**Aim of the task**
Each entry below is to be given again word for word, with no pictures.

**Data to process**
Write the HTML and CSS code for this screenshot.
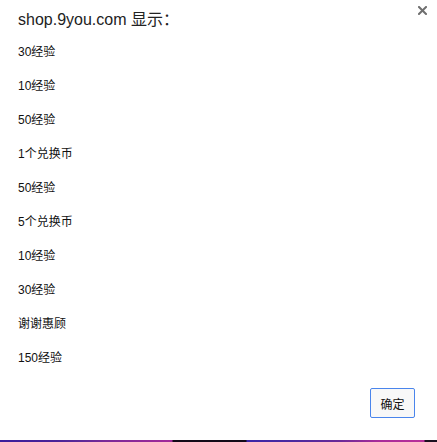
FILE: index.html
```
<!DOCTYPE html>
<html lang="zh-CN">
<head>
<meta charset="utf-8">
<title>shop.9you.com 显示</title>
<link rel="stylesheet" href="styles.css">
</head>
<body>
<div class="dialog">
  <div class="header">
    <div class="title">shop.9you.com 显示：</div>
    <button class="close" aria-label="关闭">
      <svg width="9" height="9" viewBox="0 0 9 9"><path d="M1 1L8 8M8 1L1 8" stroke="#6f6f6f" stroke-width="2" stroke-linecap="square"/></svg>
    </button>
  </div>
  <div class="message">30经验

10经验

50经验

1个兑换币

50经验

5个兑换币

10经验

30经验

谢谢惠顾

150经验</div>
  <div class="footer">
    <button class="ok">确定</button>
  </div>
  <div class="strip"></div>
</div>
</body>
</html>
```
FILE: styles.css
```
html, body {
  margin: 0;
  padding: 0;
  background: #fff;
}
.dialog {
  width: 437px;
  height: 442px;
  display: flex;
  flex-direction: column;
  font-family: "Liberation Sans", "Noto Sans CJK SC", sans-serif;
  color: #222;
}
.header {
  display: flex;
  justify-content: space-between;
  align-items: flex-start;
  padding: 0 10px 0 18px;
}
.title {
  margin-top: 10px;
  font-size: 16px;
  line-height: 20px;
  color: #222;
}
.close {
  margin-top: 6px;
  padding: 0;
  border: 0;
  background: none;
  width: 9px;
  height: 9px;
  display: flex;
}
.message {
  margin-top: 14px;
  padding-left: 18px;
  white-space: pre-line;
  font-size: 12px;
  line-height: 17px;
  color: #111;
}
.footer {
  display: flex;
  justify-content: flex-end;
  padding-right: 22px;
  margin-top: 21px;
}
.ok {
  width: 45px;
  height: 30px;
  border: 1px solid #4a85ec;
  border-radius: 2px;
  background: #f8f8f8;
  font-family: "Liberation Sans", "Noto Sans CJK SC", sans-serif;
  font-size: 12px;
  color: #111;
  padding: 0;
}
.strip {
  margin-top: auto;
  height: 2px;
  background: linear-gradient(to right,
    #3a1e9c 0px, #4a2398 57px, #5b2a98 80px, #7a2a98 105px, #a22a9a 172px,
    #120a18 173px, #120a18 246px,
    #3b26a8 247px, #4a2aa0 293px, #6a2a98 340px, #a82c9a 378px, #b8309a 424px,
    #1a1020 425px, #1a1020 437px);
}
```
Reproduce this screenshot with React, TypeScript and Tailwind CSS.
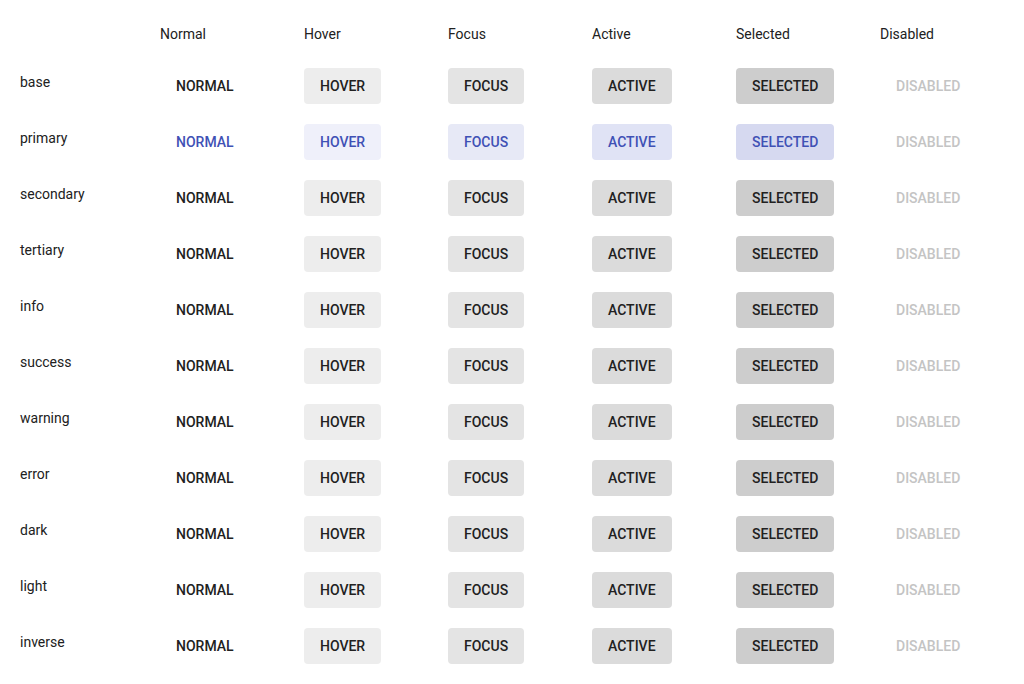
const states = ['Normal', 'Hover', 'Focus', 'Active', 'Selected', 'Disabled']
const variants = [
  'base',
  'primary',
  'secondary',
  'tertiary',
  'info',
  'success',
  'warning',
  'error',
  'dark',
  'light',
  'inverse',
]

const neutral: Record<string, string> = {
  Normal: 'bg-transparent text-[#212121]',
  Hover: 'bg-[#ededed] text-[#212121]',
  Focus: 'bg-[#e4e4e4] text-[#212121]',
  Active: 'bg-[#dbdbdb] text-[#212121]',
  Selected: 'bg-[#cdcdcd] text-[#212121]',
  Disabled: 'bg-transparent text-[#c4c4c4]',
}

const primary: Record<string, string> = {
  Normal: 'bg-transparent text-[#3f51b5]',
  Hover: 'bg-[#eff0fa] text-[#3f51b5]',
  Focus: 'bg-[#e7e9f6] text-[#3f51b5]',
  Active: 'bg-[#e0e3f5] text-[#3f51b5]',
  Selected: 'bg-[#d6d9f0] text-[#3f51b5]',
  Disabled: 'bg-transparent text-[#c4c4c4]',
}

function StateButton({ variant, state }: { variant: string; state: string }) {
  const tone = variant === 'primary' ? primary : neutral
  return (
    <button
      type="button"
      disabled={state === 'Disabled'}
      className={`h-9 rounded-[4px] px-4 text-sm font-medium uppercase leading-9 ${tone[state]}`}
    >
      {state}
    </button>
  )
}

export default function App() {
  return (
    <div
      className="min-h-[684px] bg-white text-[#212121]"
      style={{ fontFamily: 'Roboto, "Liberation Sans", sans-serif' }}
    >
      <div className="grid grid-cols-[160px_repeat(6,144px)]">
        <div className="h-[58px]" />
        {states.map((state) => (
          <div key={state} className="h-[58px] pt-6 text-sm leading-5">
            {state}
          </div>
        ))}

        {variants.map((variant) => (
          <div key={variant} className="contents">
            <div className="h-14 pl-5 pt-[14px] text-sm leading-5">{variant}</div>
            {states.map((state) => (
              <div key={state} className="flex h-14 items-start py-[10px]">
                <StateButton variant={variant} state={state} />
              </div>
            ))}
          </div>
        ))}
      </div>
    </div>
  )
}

**Solution**
Write the HTML and CSS code for this screenshot.
FILE: index.html
```
<!DOCTYPE html>
<html lang="zh-CN">
<head>
<meta charset="utf-8">
<title>shop.9you.com 显示</title>
<link rel="stylesheet" href="styles.css">
</head>
<body>
<div class="dialog">
  <div class="header">
    <div class="title">shop.9you.com 显示：</div>
    <button class="close" aria-label="关闭">
      <svg width="9" height="9" viewBox="0 0 9 9"><path d="M1 1L8 8M8 1L1 8" stroke="#6f6f6f" stroke-width="2" stroke-linecap="square"/></svg>
    </button>
  </div>
  <div class="message">30经验

10经验

50经验

1个兑换币

50经验

5个兑换币

10经验

30经验

谢谢惠顾

150经验</div>
  <div class="footer">
    <button class="ok">确定</button>
  </div>
  <div class="strip"></div>
</div>
</body>
</html>
```
FILE: styles.css
```
html, body {
  margin: 0;
  padding: 0;
  background: #fff;
}
.dialog {
  width: 437px;
  height: 442px;
  display: flex;
  flex-direction: column;
  font-family: "Liberation Sans", "Noto Sans CJK SC", sans-serif;
  color: #222;
}
.header {
  display: flex;
  justify-content: space-between;
  align-items: flex-start;
  padding: 0 10px 0 18px;
}
.title {
  margin-top: 10px;
  font-size: 16px;
  line-height: 20px;
  color: #222;
}
.close {
  margin-top: 6px;
  padding: 0;
  border: 0;
  background: none;
  width: 9px;
  height: 9px;
  display: flex;
}
.message {
  margin-top: 14px;
  padding-left: 18px;
  white-space: pre-line;
  font-size: 12px;
  line-height: 17px;
  color: #111;
}
.footer {
  display: flex;
  justify-content: flex-end;
  padding-right: 22px;
  margin-top: 21px;
}
.ok {
  width: 45px;
  height: 30px;
  border: 1px solid #4a85ec;
  border-radius: 2px;
  background: #f8f8f8;
  font-family: "Liberation Sans", "Noto Sans CJK SC", sans-serif;
  font-size: 12px;
  color: #111;
  padding: 0;
}
.strip {
  margin-top: auto;
  height: 2px;
  background: linear-gradient(to right,
    #3a1e9c 0px, #4a2398 57px, #5b2a98 80px, #7a2a98 105px, #a22a9a 172px,
    #120a18 173px, #120a18 246px,
    #3b26a8 247px, #4a2aa0 293px, #6a2a98 340px, #a82c9a 378px, #b8309a 424px,
    #1a1020 425px, #1a1020 437px);
}
```
Reproduce this screenshot with React, TypeScript and Tailwind CSS.
const states = ['Normal', 'Hover', 'Focus', 'Active', 'Selected', 'Disabled']
const variants = [
  'base',
  'primary',
  'secondary',
  'tertiary',
  'info',
  'success',
  'warning',
  'error',
  'dark',
  'light',
  'inverse',
]

const neutral: Record<string, string> = {
  Normal: 'bg-transparent text-[#212121]',
  Hover: 'bg-[#ededed] text-[#212121]',
  Focus: 'bg-[#e4e4e4] text-[#212121]',
  Active: 'bg-[#dbdbdb] text-[#212121]',
  Selected: 'bg-[#cdcdcd] text-[#212121]',
  Disabled: 'bg-transparent text-[#c4c4c4]',
}

const primary: Record<string, string> = {
  Normal: 'bg-transparent text-[#3f51b5]',
  Hover: 'bg-[#eff0fa] text-[#3f51b5]',
  Focus: 'bg-[#e7e9f6] text-[#3f51b5]',
  Active: 'bg-[#e0e3f5] text-[#3f51b5]',
  Selected: 'bg-[#d6d9f0] text-[#3f51b5]',
  Disabled: 'bg-transparent text-[#c4c4c4]',
}

function StateButton({ variant, state }: { variant: string; state: string }) {
  const tone = variant === 'primary' ? primary : neutral
  return (
    <button
      type="button"
      disabled={state === 'Disabled'}
      className={`h-9 rounded-[4px] px-4 text-sm font-medium uppercase leading-9 ${tone[state]}`}
    >
      {state}
    </button>
  )
}

export default function App() {
  return (
    <div
      className="min-h-[684px] bg-white text-[#212121]"
      style={{ fontFamily: 'Roboto, "Liberation Sans", sans-serif' }}
    >
      <div className="grid grid-cols-[160px_repeat(6,144px)]">
        <div className="h-[58px]" />
        {states.map((state) => (
          <div key={state} className="h-[58px] pt-6 text-sm leading-5">
            {state}
          </div>
        ))}

        {variants.map((variant) => (
          <div key={variant} className="contents">
            <div className="h-14 pl-5 pt-[14px] text-sm leading-5">{variant}</div>
            {states.map((state) => (
              <div key={state} className="flex h-14 items-start py-[10px]">
                <StateButton variant={variant} state={state} />
              </div>
            ))}
          </div>
        ))}
      </div>
    </div>
  )
}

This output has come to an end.